## start EXCERPTED DATA
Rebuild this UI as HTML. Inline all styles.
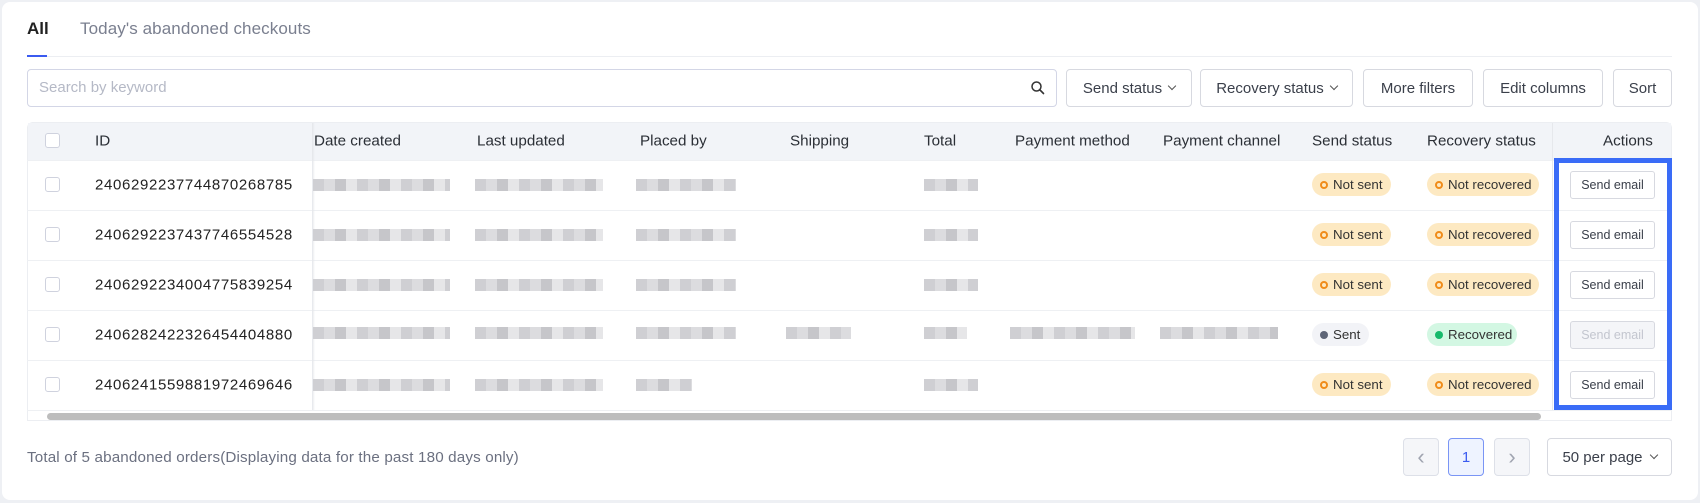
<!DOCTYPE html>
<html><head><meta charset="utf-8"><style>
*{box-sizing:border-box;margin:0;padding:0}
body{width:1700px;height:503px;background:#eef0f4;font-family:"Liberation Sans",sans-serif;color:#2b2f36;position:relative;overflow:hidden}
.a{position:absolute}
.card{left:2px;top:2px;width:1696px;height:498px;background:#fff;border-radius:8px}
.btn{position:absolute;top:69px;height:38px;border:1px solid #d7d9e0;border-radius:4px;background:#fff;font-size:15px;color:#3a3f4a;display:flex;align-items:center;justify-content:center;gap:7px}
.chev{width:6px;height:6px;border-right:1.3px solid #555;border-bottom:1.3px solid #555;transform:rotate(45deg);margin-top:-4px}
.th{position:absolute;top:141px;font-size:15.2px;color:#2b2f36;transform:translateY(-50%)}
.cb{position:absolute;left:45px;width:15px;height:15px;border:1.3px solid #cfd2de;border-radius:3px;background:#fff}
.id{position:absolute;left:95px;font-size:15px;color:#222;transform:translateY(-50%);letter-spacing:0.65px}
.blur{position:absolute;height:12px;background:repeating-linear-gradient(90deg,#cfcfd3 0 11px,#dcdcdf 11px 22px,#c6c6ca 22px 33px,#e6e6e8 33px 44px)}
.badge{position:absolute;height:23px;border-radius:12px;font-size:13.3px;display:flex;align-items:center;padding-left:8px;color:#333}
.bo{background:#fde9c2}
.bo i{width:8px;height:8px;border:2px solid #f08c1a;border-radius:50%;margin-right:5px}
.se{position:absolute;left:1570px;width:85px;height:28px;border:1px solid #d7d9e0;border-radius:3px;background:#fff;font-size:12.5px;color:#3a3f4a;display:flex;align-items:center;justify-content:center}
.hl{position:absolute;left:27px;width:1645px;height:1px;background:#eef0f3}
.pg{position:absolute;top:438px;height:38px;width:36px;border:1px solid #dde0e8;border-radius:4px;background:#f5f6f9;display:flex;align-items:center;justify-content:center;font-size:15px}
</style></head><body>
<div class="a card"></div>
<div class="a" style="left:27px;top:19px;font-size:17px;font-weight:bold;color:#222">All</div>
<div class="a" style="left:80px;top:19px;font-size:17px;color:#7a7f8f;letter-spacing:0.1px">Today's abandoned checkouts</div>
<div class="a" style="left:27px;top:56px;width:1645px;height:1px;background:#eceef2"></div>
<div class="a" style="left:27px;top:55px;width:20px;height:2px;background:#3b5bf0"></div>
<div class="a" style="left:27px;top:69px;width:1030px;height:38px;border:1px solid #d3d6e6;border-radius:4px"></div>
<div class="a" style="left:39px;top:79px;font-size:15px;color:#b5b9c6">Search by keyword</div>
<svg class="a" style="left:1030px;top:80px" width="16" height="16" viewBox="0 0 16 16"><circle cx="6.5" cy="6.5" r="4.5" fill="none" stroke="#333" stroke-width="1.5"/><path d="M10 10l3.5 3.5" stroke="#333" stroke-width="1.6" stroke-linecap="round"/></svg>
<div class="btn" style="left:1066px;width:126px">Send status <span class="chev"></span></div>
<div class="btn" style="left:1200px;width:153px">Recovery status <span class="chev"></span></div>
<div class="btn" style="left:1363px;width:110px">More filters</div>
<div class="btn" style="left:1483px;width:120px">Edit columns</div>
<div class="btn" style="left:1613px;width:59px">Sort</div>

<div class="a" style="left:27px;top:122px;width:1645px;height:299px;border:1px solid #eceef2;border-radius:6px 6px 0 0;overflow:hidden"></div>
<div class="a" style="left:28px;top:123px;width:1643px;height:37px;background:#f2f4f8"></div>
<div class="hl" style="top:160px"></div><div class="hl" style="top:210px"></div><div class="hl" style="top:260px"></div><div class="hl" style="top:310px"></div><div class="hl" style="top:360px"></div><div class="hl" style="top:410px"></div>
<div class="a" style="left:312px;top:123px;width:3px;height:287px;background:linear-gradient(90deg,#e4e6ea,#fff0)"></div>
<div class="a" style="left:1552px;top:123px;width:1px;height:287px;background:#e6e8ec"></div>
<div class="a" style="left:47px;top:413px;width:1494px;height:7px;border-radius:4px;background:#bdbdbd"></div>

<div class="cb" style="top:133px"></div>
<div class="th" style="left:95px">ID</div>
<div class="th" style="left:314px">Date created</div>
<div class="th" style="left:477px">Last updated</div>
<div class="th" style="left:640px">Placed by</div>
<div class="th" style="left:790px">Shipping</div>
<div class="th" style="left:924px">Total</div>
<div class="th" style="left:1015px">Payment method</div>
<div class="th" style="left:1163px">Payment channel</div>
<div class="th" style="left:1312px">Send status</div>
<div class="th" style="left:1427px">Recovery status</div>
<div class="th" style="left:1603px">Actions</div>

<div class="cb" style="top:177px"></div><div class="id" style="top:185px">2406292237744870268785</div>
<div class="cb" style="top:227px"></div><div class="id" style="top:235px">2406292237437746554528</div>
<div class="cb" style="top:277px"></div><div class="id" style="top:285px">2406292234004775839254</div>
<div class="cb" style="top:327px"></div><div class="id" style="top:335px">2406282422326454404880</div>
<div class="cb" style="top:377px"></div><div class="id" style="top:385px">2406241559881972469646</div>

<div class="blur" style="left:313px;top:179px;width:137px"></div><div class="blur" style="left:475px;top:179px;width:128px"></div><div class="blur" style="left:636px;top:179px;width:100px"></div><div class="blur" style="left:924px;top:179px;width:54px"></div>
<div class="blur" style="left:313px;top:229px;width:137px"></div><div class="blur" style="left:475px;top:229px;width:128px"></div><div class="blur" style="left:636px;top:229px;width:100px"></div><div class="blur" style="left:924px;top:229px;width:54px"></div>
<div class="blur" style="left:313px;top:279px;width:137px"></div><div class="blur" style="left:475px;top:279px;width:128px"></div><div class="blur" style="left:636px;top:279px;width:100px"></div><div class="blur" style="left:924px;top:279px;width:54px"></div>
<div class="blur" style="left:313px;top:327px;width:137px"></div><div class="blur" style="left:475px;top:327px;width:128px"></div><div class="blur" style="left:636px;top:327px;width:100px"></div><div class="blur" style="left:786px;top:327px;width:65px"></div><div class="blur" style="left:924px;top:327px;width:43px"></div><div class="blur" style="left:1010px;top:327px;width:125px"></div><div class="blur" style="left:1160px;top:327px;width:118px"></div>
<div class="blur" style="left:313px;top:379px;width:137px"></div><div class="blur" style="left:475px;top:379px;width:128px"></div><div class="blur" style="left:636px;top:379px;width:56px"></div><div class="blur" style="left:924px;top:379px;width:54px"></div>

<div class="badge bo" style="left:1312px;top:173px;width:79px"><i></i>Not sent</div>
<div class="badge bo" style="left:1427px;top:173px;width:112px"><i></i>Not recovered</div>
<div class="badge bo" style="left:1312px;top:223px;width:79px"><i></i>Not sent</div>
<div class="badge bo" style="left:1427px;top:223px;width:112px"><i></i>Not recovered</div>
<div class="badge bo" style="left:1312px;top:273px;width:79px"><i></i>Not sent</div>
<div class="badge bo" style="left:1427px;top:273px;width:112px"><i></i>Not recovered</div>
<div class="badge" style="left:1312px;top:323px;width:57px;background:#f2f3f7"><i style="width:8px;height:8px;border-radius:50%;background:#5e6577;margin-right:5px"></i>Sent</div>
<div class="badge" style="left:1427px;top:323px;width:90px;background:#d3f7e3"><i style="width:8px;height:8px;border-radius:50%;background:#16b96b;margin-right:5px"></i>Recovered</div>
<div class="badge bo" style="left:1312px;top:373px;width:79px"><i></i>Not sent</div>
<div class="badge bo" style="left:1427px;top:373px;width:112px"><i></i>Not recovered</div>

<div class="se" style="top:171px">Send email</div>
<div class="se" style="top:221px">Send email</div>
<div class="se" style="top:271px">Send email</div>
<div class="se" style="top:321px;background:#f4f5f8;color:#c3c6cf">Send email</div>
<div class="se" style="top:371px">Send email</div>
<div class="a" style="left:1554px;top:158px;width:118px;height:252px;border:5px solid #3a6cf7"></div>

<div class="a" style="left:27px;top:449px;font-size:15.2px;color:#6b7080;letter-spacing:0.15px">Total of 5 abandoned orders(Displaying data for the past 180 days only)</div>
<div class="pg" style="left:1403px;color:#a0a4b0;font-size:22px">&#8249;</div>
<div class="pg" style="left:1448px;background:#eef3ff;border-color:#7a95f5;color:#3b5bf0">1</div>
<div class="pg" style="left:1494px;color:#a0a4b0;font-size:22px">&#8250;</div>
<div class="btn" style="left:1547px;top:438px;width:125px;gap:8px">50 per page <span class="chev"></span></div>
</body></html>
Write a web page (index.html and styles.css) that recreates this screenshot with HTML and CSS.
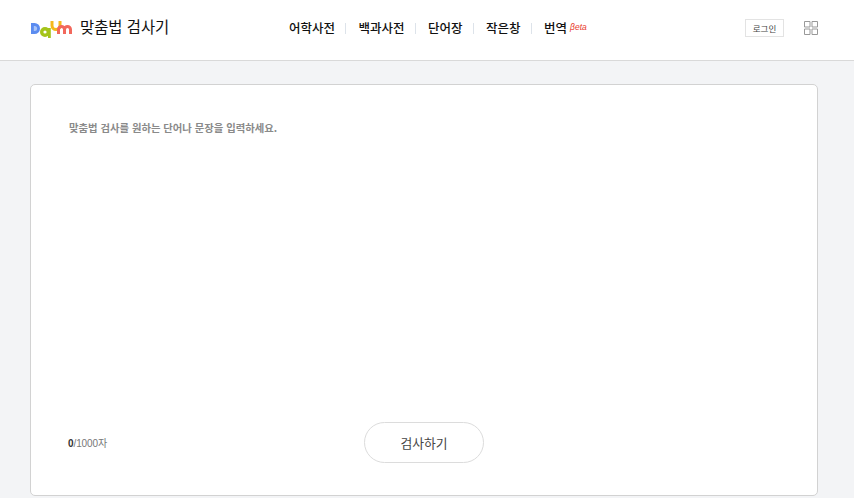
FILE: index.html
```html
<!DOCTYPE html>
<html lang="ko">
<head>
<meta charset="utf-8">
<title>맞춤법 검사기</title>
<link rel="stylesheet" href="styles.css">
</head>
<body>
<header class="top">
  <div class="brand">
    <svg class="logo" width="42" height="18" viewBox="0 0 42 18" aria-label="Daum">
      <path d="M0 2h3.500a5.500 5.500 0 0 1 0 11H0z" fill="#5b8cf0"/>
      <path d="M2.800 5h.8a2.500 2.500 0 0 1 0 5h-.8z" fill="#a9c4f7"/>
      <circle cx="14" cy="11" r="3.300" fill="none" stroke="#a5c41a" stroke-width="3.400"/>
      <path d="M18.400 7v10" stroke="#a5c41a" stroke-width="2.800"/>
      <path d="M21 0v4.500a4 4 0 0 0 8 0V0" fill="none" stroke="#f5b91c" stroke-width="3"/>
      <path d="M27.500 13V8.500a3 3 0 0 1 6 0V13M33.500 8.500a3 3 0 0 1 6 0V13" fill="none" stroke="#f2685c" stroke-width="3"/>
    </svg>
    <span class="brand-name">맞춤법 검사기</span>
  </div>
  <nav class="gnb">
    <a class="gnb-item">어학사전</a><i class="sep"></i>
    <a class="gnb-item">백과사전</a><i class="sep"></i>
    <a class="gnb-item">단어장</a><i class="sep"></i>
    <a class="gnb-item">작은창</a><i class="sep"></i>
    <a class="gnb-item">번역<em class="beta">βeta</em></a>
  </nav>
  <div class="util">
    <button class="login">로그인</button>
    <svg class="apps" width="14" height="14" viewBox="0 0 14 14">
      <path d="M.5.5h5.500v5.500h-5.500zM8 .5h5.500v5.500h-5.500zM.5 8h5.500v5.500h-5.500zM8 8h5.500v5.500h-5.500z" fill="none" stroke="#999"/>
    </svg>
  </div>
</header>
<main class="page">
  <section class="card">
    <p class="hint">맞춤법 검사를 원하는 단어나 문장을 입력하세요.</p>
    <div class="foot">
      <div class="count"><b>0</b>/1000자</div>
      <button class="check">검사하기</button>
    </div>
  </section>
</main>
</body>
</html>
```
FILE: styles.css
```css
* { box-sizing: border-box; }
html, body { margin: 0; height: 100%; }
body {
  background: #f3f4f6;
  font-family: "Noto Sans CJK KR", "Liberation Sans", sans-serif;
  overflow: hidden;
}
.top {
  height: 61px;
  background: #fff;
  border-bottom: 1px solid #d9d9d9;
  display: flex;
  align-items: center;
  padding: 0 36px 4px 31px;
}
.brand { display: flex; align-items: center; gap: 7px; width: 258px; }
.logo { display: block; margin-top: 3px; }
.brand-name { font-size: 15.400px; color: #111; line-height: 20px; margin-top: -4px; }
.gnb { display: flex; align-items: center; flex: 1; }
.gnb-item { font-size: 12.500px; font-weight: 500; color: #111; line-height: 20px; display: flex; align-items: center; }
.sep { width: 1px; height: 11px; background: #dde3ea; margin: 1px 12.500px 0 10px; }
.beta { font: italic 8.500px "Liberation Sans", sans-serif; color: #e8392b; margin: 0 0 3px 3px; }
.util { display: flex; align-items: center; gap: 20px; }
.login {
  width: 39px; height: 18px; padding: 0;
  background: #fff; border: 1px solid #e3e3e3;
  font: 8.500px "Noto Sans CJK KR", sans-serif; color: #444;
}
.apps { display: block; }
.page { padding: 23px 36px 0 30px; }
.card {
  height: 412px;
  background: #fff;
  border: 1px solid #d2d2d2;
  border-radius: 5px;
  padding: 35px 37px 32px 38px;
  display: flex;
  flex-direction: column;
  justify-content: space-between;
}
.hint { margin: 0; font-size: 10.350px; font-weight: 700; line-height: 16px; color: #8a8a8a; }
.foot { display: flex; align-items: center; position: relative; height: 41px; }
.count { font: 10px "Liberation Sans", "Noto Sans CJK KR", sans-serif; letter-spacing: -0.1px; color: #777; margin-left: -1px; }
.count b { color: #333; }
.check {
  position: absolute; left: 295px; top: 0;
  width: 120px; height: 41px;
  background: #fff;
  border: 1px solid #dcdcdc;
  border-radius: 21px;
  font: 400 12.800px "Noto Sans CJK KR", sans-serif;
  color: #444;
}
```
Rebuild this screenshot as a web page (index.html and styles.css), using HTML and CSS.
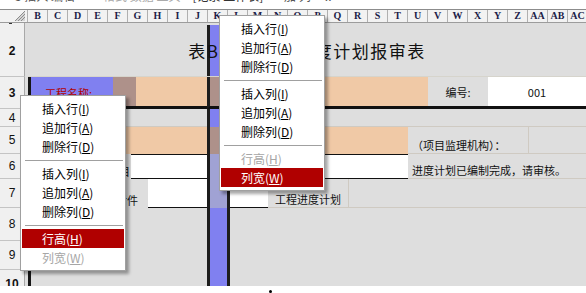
## end EXCERPTED DATA
WHAT YOU HAVE TO DO »
Review the preceding data and report every line that includes the string "styles".

SOLUTION FOR THIS TASK »
Rebuild this UI as HTML. Inline all styles.
Write a web page (index.html and styles.css) that recreates this screenshot with HTML and CSS.
<link rel="stylesheet" href="styles.css">
FILE: styles.css
Rebuild this screenshot as a web page (index.html and styles.css), using HTML and CSS.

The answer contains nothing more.